# Description of the task
Check each line for the string "Reproduce", then give only how many lines have it.

start Material shown

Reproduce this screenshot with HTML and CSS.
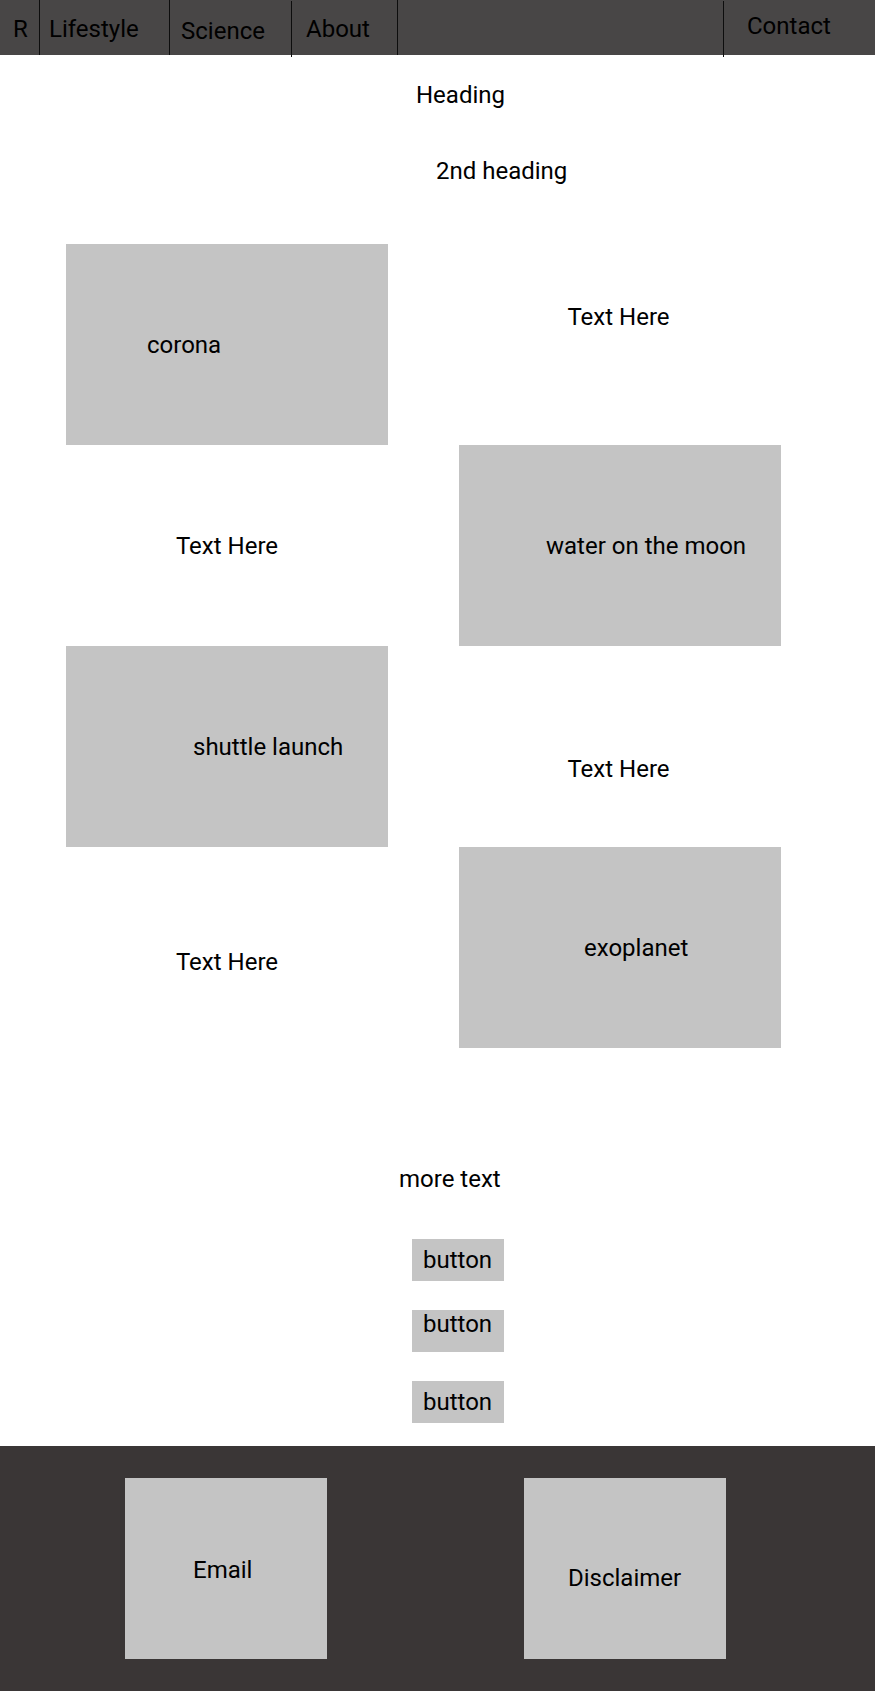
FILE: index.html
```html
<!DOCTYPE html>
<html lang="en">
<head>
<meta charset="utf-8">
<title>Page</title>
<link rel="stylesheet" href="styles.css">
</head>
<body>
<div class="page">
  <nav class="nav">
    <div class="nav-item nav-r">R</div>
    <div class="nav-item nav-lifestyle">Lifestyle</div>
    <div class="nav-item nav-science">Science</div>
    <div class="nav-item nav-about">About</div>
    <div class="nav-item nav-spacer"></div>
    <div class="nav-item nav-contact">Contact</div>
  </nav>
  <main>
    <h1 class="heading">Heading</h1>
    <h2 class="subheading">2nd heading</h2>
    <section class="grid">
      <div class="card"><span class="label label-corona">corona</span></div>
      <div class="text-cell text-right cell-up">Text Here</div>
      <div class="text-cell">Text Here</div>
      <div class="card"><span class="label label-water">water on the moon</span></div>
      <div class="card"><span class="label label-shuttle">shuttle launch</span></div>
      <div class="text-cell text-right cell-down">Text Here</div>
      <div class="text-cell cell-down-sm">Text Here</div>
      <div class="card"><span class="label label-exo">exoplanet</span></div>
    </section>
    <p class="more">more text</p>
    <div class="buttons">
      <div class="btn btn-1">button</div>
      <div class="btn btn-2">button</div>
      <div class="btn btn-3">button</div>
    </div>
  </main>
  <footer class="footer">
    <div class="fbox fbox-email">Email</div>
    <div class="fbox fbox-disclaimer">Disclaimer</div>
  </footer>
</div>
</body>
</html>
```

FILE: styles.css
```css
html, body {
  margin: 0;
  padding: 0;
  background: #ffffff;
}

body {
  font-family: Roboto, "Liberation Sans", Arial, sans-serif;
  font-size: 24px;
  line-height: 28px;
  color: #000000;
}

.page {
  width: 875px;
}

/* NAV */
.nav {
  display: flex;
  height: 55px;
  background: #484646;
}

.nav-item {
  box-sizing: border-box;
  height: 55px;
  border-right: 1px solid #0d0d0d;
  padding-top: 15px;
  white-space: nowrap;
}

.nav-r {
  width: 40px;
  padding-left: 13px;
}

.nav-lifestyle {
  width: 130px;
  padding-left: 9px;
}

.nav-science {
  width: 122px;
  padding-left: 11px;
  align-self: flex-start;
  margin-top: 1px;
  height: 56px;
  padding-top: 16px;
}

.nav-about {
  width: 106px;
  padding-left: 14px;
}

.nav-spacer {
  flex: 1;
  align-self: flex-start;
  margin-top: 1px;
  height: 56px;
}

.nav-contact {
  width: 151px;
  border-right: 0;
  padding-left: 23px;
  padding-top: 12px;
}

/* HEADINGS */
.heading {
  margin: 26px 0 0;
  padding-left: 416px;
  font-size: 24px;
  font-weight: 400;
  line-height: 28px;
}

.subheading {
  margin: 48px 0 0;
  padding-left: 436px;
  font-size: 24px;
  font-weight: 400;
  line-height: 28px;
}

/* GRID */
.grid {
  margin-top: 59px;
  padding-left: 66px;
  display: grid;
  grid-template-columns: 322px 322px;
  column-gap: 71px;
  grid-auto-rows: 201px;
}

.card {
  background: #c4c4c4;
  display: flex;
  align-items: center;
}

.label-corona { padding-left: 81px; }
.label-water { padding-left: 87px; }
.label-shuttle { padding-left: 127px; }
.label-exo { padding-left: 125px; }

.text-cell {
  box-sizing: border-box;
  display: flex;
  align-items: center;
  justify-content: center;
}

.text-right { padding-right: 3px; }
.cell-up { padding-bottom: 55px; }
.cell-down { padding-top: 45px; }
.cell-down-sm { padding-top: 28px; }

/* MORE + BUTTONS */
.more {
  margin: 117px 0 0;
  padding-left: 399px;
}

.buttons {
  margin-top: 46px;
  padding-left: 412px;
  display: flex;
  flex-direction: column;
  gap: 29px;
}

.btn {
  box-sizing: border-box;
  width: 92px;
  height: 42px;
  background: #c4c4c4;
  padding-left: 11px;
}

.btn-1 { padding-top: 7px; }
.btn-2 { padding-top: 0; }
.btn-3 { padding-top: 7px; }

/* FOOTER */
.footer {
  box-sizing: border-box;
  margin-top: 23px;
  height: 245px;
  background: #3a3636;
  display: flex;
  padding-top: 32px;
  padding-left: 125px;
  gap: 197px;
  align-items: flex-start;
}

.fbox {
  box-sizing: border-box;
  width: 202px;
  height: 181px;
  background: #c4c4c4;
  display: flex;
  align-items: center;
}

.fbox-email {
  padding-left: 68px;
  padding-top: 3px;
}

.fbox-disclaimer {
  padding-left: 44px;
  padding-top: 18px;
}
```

end Material shown
start Material shown

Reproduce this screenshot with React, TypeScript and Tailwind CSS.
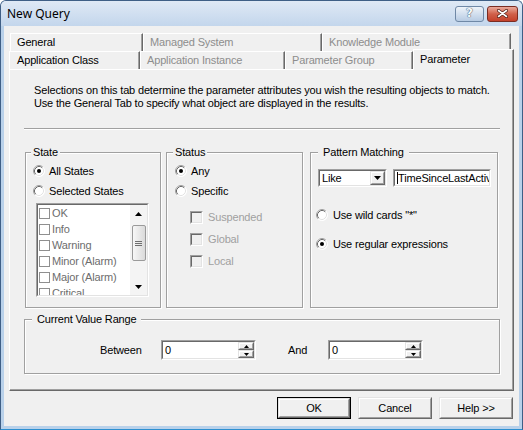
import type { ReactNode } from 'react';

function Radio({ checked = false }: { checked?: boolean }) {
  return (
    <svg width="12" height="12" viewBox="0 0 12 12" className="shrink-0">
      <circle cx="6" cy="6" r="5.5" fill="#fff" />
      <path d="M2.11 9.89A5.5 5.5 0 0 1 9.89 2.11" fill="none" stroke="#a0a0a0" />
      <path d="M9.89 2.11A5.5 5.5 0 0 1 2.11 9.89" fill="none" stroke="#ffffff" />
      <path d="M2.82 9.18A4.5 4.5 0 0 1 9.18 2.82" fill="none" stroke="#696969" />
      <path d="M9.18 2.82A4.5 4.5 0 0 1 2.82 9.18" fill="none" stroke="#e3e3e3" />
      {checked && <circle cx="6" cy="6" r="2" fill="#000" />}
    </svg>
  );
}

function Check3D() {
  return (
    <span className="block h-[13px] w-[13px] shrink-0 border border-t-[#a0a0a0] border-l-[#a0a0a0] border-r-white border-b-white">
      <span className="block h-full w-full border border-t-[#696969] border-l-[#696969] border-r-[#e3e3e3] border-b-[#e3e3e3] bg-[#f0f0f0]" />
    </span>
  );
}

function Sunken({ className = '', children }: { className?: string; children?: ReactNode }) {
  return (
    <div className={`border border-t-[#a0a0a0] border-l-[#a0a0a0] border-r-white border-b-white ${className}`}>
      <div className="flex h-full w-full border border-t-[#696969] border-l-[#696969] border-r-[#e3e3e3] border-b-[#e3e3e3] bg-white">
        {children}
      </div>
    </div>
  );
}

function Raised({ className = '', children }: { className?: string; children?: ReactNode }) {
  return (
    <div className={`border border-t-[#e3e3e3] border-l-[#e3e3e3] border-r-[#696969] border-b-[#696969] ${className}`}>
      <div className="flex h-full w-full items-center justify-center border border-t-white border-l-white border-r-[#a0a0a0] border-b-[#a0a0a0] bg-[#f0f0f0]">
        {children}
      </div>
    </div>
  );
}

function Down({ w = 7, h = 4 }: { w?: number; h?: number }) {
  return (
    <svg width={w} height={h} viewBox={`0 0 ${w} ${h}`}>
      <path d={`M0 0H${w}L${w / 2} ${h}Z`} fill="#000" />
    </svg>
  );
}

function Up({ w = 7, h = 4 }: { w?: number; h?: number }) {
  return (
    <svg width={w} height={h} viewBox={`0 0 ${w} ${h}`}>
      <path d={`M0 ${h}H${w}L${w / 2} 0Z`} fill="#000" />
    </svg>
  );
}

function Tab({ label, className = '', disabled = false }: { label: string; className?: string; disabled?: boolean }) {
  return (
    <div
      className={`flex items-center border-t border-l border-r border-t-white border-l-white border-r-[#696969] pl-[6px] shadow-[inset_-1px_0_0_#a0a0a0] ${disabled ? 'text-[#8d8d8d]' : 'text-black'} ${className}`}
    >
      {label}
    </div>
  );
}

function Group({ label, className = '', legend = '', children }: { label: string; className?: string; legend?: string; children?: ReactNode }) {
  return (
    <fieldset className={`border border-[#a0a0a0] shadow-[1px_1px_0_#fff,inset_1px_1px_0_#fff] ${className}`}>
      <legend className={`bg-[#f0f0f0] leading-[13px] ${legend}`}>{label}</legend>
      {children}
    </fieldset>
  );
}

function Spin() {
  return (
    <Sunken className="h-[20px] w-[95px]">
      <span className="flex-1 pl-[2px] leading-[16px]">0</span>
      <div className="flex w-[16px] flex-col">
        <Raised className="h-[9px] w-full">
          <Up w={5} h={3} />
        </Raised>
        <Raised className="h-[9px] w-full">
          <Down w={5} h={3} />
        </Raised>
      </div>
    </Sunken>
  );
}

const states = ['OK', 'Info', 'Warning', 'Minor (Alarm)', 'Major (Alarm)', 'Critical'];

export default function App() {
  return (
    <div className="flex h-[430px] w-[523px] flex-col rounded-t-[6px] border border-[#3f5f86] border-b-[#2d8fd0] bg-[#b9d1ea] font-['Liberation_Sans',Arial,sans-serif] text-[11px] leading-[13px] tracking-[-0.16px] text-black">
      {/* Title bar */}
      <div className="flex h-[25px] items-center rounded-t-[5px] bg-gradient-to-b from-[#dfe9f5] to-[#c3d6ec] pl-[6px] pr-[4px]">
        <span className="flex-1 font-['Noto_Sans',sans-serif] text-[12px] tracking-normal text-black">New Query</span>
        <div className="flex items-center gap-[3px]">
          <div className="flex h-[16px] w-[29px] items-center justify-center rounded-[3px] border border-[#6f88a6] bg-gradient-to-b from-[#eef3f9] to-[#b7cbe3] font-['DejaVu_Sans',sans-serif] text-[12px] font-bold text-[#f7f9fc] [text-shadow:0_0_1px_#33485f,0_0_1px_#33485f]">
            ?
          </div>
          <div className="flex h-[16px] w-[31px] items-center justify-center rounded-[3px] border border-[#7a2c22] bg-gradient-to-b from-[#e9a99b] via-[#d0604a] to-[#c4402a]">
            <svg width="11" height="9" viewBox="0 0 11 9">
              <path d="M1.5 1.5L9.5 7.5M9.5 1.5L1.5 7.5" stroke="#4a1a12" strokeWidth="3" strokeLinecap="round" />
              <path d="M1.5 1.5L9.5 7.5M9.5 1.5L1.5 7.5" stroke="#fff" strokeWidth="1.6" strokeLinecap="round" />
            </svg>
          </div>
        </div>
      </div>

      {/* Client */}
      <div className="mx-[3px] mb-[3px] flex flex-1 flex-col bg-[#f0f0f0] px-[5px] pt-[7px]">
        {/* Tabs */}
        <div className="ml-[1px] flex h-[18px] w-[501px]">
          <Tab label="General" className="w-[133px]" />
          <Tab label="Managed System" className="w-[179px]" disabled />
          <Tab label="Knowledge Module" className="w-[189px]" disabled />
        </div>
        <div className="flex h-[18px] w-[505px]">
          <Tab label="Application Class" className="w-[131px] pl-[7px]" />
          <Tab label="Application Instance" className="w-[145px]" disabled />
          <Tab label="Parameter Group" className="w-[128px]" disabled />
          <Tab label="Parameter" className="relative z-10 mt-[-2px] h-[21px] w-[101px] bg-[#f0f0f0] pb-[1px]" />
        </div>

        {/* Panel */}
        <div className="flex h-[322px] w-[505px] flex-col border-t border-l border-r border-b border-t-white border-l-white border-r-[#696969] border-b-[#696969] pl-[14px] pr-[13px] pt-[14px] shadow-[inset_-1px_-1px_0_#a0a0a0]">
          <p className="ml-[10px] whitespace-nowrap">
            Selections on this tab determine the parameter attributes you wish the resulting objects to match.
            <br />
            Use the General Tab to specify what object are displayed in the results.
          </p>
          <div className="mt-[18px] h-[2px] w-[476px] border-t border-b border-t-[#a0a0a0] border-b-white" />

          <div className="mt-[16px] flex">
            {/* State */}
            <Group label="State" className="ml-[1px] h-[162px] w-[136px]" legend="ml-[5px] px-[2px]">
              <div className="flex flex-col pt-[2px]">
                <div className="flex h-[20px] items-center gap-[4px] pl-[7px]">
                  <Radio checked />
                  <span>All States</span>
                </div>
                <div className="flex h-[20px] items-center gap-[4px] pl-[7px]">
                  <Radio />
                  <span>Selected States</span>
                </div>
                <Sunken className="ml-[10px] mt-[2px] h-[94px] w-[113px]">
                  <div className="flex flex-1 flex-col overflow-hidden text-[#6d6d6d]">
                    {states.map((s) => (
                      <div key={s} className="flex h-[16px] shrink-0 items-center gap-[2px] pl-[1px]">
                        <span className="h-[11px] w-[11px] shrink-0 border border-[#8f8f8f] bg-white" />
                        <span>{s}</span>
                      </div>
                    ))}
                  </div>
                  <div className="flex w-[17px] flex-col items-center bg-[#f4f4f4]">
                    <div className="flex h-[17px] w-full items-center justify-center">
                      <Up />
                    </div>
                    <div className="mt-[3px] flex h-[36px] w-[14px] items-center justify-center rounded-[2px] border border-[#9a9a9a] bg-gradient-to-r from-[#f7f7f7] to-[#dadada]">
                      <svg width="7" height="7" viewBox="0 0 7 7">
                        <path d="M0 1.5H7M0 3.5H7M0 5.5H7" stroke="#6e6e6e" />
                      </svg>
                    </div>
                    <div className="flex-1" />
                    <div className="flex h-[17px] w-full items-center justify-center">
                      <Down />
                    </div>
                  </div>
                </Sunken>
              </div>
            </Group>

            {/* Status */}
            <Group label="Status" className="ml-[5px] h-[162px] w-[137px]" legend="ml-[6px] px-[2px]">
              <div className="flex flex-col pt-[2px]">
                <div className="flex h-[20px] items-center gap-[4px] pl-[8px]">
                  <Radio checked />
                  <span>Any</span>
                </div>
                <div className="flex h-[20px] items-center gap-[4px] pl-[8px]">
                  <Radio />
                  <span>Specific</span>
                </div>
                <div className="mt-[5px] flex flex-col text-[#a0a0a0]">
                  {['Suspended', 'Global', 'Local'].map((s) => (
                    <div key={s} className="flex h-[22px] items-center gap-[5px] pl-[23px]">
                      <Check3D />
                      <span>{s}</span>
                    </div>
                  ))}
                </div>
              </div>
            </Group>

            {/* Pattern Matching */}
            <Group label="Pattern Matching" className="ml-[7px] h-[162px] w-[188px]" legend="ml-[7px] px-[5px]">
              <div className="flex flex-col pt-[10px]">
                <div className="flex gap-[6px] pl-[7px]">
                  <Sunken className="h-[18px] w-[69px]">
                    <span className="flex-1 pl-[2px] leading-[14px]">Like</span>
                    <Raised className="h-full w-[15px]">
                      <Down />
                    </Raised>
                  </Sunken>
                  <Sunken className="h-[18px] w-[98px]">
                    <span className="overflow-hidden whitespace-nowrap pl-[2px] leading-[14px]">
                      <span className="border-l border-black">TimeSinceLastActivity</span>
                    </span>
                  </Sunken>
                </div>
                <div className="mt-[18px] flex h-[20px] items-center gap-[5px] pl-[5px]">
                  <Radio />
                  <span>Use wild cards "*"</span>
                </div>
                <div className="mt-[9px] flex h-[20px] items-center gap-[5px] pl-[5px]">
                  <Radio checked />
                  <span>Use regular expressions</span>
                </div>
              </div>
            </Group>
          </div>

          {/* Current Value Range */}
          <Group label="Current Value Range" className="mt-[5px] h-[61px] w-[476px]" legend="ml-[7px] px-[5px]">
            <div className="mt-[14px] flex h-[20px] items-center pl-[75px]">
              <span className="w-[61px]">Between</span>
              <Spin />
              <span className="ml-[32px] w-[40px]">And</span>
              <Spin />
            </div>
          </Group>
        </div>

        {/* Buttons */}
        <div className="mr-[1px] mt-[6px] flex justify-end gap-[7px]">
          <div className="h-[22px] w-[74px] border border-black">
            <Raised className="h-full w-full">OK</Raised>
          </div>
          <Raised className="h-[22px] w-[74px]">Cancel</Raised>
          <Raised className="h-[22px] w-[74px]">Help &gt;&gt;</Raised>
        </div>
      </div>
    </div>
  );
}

end Material shown
start Material shown

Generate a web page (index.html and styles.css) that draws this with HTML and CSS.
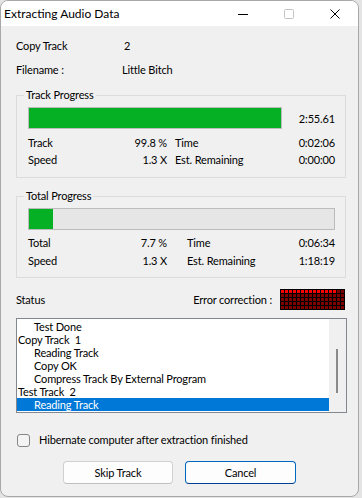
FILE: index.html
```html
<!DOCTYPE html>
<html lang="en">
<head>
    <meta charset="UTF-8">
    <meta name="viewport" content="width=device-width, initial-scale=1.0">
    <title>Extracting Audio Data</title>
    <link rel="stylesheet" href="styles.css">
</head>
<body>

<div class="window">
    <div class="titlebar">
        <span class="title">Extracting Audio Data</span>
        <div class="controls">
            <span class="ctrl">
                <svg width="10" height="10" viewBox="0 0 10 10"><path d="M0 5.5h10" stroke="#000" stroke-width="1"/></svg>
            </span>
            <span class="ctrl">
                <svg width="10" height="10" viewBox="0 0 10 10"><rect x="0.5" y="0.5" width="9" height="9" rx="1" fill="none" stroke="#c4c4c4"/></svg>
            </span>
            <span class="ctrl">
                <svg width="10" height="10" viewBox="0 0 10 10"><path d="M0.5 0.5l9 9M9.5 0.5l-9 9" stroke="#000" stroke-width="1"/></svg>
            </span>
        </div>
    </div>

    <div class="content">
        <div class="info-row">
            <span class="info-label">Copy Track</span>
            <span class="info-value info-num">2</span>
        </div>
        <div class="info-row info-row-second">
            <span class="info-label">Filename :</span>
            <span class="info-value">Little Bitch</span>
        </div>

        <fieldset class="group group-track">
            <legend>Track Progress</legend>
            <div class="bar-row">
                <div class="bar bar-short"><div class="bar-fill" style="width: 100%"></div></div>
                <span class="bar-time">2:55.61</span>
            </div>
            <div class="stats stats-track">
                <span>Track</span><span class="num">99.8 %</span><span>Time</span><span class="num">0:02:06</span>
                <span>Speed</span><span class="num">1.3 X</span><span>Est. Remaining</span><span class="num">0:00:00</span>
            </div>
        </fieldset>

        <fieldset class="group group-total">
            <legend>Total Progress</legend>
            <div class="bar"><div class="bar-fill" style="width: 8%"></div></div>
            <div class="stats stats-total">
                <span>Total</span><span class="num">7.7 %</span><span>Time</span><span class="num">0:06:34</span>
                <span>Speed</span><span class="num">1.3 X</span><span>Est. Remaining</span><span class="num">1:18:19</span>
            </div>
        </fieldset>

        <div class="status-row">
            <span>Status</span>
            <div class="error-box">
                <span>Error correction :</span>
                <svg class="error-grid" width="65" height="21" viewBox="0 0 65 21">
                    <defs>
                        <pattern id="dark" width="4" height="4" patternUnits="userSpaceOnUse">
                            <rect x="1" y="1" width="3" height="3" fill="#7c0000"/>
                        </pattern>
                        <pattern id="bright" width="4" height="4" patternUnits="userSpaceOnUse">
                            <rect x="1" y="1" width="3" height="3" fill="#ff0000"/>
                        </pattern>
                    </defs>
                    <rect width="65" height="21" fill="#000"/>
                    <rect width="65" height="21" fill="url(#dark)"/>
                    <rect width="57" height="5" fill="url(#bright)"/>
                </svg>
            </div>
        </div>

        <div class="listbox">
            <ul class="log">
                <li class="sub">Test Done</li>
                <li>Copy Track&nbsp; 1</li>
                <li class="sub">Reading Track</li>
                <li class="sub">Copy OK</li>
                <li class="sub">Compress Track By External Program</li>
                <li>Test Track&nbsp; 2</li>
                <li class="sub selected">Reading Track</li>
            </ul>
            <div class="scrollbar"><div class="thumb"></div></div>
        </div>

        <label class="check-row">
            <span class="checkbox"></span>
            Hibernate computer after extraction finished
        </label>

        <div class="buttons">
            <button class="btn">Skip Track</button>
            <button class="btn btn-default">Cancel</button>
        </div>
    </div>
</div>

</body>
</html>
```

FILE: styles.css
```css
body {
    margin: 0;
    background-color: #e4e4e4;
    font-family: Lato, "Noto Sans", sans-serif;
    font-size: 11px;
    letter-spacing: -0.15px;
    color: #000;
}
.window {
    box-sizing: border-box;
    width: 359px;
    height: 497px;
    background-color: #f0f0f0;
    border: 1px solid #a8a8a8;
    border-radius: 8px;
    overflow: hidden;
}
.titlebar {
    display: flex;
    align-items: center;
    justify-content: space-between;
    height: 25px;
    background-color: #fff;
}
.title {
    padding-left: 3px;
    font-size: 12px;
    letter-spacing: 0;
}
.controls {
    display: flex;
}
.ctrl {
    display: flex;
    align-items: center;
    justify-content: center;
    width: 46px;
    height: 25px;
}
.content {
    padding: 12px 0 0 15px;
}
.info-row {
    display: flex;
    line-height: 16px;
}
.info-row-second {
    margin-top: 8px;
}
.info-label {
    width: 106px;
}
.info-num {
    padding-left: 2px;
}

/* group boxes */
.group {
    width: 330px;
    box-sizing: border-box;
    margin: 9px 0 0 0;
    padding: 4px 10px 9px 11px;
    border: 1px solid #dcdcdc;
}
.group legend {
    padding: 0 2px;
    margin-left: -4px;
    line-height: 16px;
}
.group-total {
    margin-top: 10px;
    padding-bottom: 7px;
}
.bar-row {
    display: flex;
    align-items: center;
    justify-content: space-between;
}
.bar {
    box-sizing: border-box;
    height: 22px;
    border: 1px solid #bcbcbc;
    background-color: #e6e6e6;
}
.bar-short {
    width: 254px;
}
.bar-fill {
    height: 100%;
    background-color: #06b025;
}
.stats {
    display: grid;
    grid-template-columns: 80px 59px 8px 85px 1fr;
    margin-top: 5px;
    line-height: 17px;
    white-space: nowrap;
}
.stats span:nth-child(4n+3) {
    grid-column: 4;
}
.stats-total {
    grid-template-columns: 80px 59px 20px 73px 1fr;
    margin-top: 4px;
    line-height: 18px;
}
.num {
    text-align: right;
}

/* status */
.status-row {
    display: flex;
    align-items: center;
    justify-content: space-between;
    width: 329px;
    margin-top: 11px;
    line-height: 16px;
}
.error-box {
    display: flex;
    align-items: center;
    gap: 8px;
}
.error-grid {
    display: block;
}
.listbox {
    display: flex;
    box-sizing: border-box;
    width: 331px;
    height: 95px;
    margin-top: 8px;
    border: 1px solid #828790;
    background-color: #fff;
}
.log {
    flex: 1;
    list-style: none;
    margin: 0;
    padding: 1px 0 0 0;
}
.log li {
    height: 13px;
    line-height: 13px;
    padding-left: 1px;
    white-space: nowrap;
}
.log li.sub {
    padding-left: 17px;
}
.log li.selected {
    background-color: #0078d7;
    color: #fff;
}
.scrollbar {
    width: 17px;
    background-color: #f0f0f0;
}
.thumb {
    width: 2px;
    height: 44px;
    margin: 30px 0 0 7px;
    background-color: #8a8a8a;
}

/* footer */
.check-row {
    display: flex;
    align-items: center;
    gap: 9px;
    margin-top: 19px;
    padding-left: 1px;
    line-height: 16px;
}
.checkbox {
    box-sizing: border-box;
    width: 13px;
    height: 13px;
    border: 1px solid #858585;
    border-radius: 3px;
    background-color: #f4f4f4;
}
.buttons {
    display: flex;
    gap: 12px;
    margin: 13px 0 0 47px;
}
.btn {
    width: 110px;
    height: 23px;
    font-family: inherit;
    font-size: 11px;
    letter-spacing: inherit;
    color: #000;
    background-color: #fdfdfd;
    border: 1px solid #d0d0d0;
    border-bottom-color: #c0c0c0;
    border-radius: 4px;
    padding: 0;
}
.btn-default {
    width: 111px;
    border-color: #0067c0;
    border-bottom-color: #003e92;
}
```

end Material shown

# Answer for the task
2